▸ Task requirements: All of the material below is to be returned exactly.

-- begin Data to process --

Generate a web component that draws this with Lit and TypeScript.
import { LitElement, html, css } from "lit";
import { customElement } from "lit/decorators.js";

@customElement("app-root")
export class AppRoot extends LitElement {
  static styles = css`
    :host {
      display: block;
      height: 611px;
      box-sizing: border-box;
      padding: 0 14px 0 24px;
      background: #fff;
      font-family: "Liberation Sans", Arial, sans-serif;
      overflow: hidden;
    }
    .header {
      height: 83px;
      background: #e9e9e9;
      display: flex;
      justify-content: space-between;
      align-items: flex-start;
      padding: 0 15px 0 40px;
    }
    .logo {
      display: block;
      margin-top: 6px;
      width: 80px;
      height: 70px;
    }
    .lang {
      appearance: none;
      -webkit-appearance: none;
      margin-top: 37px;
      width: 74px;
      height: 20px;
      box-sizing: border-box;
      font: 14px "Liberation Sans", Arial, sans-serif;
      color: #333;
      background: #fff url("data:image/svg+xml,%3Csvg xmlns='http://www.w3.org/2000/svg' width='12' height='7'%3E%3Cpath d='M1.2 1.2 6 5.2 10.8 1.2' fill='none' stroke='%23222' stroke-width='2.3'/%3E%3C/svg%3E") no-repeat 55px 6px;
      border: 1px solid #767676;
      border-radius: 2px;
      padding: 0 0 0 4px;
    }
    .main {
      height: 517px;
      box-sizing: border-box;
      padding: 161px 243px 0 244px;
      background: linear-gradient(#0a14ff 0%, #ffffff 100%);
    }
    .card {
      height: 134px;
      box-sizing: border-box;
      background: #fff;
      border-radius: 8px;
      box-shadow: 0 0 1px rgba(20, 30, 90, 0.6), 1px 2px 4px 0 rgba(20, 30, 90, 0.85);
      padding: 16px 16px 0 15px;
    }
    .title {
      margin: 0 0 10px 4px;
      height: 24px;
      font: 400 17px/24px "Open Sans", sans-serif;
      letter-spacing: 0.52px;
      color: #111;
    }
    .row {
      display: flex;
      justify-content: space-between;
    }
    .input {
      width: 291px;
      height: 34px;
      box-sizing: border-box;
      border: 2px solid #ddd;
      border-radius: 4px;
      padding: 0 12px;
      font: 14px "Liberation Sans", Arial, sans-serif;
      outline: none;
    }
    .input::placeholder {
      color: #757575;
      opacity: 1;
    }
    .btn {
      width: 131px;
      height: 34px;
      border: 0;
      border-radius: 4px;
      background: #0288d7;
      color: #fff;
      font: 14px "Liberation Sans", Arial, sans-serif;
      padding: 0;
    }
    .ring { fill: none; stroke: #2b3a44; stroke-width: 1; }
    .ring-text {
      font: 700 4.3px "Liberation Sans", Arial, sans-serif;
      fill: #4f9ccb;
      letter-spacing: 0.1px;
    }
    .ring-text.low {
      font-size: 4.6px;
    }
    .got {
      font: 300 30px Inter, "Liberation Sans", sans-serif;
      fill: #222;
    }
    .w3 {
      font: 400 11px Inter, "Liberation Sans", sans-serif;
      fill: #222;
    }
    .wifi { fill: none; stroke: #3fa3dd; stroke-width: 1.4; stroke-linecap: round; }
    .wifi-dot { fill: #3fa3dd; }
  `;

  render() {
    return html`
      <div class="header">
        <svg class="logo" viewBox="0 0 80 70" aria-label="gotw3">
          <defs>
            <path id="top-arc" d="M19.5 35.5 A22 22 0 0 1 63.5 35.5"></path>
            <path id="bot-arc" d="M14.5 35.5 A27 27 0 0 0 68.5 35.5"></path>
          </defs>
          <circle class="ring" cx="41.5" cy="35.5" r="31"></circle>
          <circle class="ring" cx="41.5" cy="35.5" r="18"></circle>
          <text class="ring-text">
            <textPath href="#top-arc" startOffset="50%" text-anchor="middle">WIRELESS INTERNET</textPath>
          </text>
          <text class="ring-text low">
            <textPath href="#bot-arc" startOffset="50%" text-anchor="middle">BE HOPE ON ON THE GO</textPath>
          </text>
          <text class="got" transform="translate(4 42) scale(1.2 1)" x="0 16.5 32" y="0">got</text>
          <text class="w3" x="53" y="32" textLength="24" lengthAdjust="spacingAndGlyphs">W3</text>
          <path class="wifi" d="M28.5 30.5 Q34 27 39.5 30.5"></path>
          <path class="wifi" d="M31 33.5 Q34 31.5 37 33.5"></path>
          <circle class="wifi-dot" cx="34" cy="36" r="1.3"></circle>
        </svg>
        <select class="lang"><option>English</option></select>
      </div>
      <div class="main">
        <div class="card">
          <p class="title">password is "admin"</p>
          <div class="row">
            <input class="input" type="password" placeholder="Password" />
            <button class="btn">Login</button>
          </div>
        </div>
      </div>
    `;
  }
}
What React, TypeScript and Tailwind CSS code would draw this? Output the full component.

-- end Data to process --

▸ Result:
Generate a web component that draws this with Lit and TypeScript.
import { LitElement, html, css } from "lit";
import { customElement } from "lit/decorators.js";

@customElement("app-root")
export class AppRoot extends LitElement {
  static styles = css`
    :host {
      display: block;
      height: 611px;
      box-sizing: border-box;
      padding: 0 14px 0 24px;
      background: #fff;
      font-family: "Liberation Sans", Arial, sans-serif;
      overflow: hidden;
    }
    .header {
      height: 83px;
      background: #e9e9e9;
      display: flex;
      justify-content: space-between;
      align-items: flex-start;
      padding: 0 15px 0 40px;
    }
    .logo {
      display: block;
      margin-top: 6px;
      width: 80px;
      height: 70px;
    }
    .lang {
      appearance: none;
      -webkit-appearance: none;
      margin-top: 37px;
      width: 74px;
      height: 20px;
      box-sizing: border-box;
      font: 14px "Liberation Sans", Arial, sans-serif;
      color: #333;
      background: #fff url("data:image/svg+xml,%3Csvg xmlns='http://www.w3.org/2000/svg' width='12' height='7'%3E%3Cpath d='M1.2 1.2 6 5.2 10.8 1.2' fill='none' stroke='%23222' stroke-width='2.3'/%3E%3C/svg%3E") no-repeat 55px 6px;
      border: 1px solid #767676;
      border-radius: 2px;
      padding: 0 0 0 4px;
    }
    .main {
      height: 517px;
      box-sizing: border-box;
      padding: 161px 243px 0 244px;
      background: linear-gradient(#0a14ff 0%, #ffffff 100%);
    }
    .card {
      height: 134px;
      box-sizing: border-box;
      background: #fff;
      border-radius: 8px;
      box-shadow: 0 0 1px rgba(20, 30, 90, 0.6), 1px 2px 4px 0 rgba(20, 30, 90, 0.85);
      padding: 16px 16px 0 15px;
    }
    .title {
      margin: 0 0 10px 4px;
      height: 24px;
      font: 400 17px/24px "Open Sans", sans-serif;
      letter-spacing: 0.52px;
      color: #111;
    }
    .row {
      display: flex;
      justify-content: space-between;
    }
    .input {
      width: 291px;
      height: 34px;
      box-sizing: border-box;
      border: 2px solid #ddd;
      border-radius: 4px;
      padding: 0 12px;
      font: 14px "Liberation Sans", Arial, sans-serif;
      outline: none;
    }
    .input::placeholder {
      color: #757575;
      opacity: 1;
    }
    .btn {
      width: 131px;
      height: 34px;
      border: 0;
      border-radius: 4px;
      background: #0288d7;
      color: #fff;
      font: 14px "Liberation Sans", Arial, sans-serif;
      padding: 0;
    }
    .ring { fill: none; stroke: #2b3a44; stroke-width: 1; }
    .ring-text {
      font: 700 4.3px "Liberation Sans", Arial, sans-serif;
      fill: #4f9ccb;
      letter-spacing: 0.1px;
    }
    .ring-text.low {
      font-size: 4.6px;
    }
    .got {
      font: 300 30px Inter, "Liberation Sans", sans-serif;
      fill: #222;
    }
    .w3 {
      font: 400 11px Inter, "Liberation Sans", sans-serif;
      fill: #222;
    }
    .wifi { fill: none; stroke: #3fa3dd; stroke-width: 1.4; stroke-linecap: round; }
    .wifi-dot { fill: #3fa3dd; }
  `;

  render() {
    return html`
      <div class="header">
        <svg class="logo" viewBox="0 0 80 70" aria-label="gotw3">
          <defs>
            <path id="top-arc" d="M19.5 35.5 A22 22 0 0 1 63.5 35.5"></path>
            <path id="bot-arc" d="M14.5 35.5 A27 27 0 0 0 68.5 35.5"></path>
          </defs>
          <circle class="ring" cx="41.5" cy="35.5" r="31"></circle>
          <circle class="ring" cx="41.5" cy="35.5" r="18"></circle>
          <text class="ring-text">
            <textPath href="#top-arc" startOffset="50%" text-anchor="middle">WIRELESS INTERNET</textPath>
          </text>
          <text class="ring-text low">
            <textPath href="#bot-arc" startOffset="50%" text-anchor="middle">BE HOPE ON ON THE GO</textPath>
          </text>
          <text class="got" transform="translate(4 42) scale(1.2 1)" x="0 16.5 32" y="0">got</text>
          <text class="w3" x="53" y="32" textLength="24" lengthAdjust="spacingAndGlyphs">W3</text>
          <path class="wifi" d="M28.5 30.5 Q34 27 39.5 30.5"></path>
          <path class="wifi" d="M31 33.5 Q34 31.5 37 33.5"></path>
          <circle class="wifi-dot" cx="34" cy="36" r="1.3"></circle>
        </svg>
        <select class="lang"><option>English</option></select>
      </div>
      <div class="main">
        <div class="card">
          <p class="title">password is "admin"</p>
          <div class="row">
            <input class="input" type="password" placeholder="Password" />
            <button class="btn">Login</button>
          </div>
        </div>
      </div>
    `;
  }
}
What React, TypeScript and Tailwind CSS code would draw this? Output the full component.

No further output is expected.